Vous parler de mon fils. Philipe Besson

"Je vous demande de vous mettre à notre place. Un instant. Rien qu'un instant. Votre enfant vient vous raconter l'humiliation, la persécution, le bannissement. C'est votre fils, votre fille, il a douze ans, elle en a huit ou quatorze. C'est la chair de votre chair, ce que vous avez de plus précieux au monde. C'est l'être que vous devez protéger, défendre, soutenir, aider à grandir. Et il vient vous avouer cela. Vous y êtes ? Vous la devinez, votre stupéfaction ? votre culpabilité ? votre douleur ? votre colère ? Ça vous envahit, pas vrai ? ça vous submerge, ça vous dépasse, ça vous anéantit. Et ça, ce n'est que le début. Que les toutes premières minutes. "

-En cette « journée particulière », Vincent et sa femme, Juliette, doivent surmonter leur douleur pour rejoindre des centaines d'inconnus venus honorer la mémoire d'Hugo, leur fils de quatorze ans. Tandis que le cortège endeuillé progresse silencieusement à travers les rues de Saint-Nazaire, Vincent dialogue avec lui-même, remonte le cours du temps. Pourquoi Hugo a-t-il perdu pied face aux persécutions de deux gamins stupides et cruels ? En quoi ont-ils failli, lui et Juliette ? Comment pardonner à ceux qui ont pris leur fils pour cible et déchaîné sur lui leur haine gratuite et à tous les autres, lâches ou complices, qui ont laissé faire ? Suivant un implacable mouvement de balancier, les souvenirs, des plus joyeux aux plus éprouvants, alternent avec le présent de cette « marche blanche » où chacun tente, comme il peut, de tenir debout. Surtout pour Enzo, le fils cadet.-

Comment vivre avec cela ?

Pourquoi ces deux garçons, caïds dans leur collège, s'en sont pris à Hugo ? Pourquoi les autres par lâcheté, pour être bien vus n'ont pas protesté au mieux, ont encouragé, participé pour la plupart. Hugo était bon élève, une tare pour certains, très mince, pas sportif.

Les autres le traitent de pédé, il ne réagit pas la première fois, c'est le début de la descente aux enfers. et l'insulte reviendra et se multipliera et sera accompagnée de biens d'autres attaques, coups, humiliations.
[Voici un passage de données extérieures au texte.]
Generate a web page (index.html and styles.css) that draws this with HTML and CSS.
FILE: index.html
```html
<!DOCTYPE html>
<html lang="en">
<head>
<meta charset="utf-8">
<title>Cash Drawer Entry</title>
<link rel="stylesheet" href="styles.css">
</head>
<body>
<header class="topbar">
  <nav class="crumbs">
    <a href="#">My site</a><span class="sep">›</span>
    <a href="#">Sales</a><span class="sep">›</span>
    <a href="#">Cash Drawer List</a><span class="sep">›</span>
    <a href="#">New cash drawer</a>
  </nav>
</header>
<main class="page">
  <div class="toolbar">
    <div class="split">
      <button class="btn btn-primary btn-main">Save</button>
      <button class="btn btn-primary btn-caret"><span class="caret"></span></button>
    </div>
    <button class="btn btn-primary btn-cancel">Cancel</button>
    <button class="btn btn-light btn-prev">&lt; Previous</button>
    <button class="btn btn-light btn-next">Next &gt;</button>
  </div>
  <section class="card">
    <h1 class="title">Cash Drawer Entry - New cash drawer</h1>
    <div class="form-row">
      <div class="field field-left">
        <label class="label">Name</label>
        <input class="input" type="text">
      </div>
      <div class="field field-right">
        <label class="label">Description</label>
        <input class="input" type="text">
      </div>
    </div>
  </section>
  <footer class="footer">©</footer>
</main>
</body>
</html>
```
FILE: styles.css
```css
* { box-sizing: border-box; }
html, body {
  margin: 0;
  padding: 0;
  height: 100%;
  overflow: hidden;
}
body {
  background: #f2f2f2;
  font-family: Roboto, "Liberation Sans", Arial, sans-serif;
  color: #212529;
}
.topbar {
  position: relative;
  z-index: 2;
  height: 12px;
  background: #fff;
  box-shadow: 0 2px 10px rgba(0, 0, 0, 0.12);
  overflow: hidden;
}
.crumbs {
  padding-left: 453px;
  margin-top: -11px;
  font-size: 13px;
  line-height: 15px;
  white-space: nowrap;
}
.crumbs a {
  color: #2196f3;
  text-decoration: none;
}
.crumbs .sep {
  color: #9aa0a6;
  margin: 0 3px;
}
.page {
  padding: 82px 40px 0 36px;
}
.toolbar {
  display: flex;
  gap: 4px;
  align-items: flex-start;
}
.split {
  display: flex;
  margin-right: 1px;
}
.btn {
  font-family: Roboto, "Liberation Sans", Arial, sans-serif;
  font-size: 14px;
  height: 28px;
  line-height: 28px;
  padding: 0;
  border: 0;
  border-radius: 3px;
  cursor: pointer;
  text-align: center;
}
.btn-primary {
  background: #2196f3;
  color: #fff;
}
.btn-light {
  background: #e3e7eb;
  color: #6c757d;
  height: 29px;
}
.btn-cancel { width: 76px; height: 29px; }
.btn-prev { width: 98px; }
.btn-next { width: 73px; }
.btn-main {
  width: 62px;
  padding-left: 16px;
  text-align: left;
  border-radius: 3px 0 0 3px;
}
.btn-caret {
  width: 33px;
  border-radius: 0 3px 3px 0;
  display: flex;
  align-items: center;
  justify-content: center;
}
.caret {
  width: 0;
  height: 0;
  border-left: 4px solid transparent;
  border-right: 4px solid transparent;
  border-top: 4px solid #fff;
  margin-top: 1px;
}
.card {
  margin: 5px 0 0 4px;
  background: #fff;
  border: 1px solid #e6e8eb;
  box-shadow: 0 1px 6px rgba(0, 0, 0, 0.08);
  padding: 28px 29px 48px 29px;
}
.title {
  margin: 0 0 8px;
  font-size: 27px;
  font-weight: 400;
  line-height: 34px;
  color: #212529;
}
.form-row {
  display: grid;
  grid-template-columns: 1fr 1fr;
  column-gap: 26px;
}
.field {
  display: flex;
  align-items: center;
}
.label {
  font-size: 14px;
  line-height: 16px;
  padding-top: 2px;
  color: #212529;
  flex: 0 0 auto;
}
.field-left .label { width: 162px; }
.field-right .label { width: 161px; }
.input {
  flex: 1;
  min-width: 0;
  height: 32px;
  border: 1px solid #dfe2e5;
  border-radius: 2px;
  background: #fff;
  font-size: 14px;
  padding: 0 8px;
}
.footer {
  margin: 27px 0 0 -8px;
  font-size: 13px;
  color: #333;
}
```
« J'ai été honnête : « Franchement ? J'aimerais mieux que tu le sois pas. Mais pas parce que j'ai un problème avec ça, hein. Non, parce que la vie est plus dure pour eux. Tu en es la preuve. Ils te harcèlent parce qu'ils pensent que tu l'es. Et les parents, ils n'ont pas envie que leurs enfants aient la vie dure, voilà. » Il avait les larmes aux yeux. Il s'est tu un long moment, et je n'ai pas contrarié ce silence. Il a fini par reprendre la parole : « Je sais pas, moi, si je préfère les filles ou les garçons, j'ai que quatorze ans, c'est trop tôt. »

Avec ce roman poignant, douloureux, l'auteur dissèque le processus du harcèlement de multiples points de vue : celui des harceleurs qui ne voient qu'un jeu dans leur cruauté, celui du harcelé qui ne veut pas être considéré comme une victime sous emprise qui a peur, celui des parents qui se cognent à des murs d'indifférence, d'incompréhension.
C'est avec un trou dans le coeur que nous recevons la douleur de cette famille brisée à jamais, que nous entendons l'immense sentiment de culpabilité de Vincent qui se qualifie de "père de merde". 

Nous partageons la colère de Juliette, la mère, face à l'impunité dont vont vraisemblablement bénéficier les harceleurs qui recommenceront probablement leur jeu mortel avec un autre plus faible qu'eux. Nous comprenons l'écoeurement des parents face à la réaction du corps enseignant et en particulier du principal du collège qui ne leur accorde un rendez-vous qu'au bout de quinze jours et qui ne voit que des embrouilles d'adolescents dans les violences subies par Hugo.

C'est bouleversant, beau, puissant et bien écrit.

L'auteur ne nous omet rien, il nous jette à la figure la violence des enfants, les insultes, l'impuissance des parents, le manque de réaction des autres adultes, la douleur, l'absence qui brise à chaque instant un peu plus.

Dans une écriture simple, au plus proche de cet homme qui n'est ni un laissé pour compte, ni un nanti, mais un ouvrier, et aussi un taiseux, nous raconte une histoire bouleversante et révoltante. La raconter par les mots de ce père dévasté nous la rend d'autant plus intime, d'autant plus insupportable.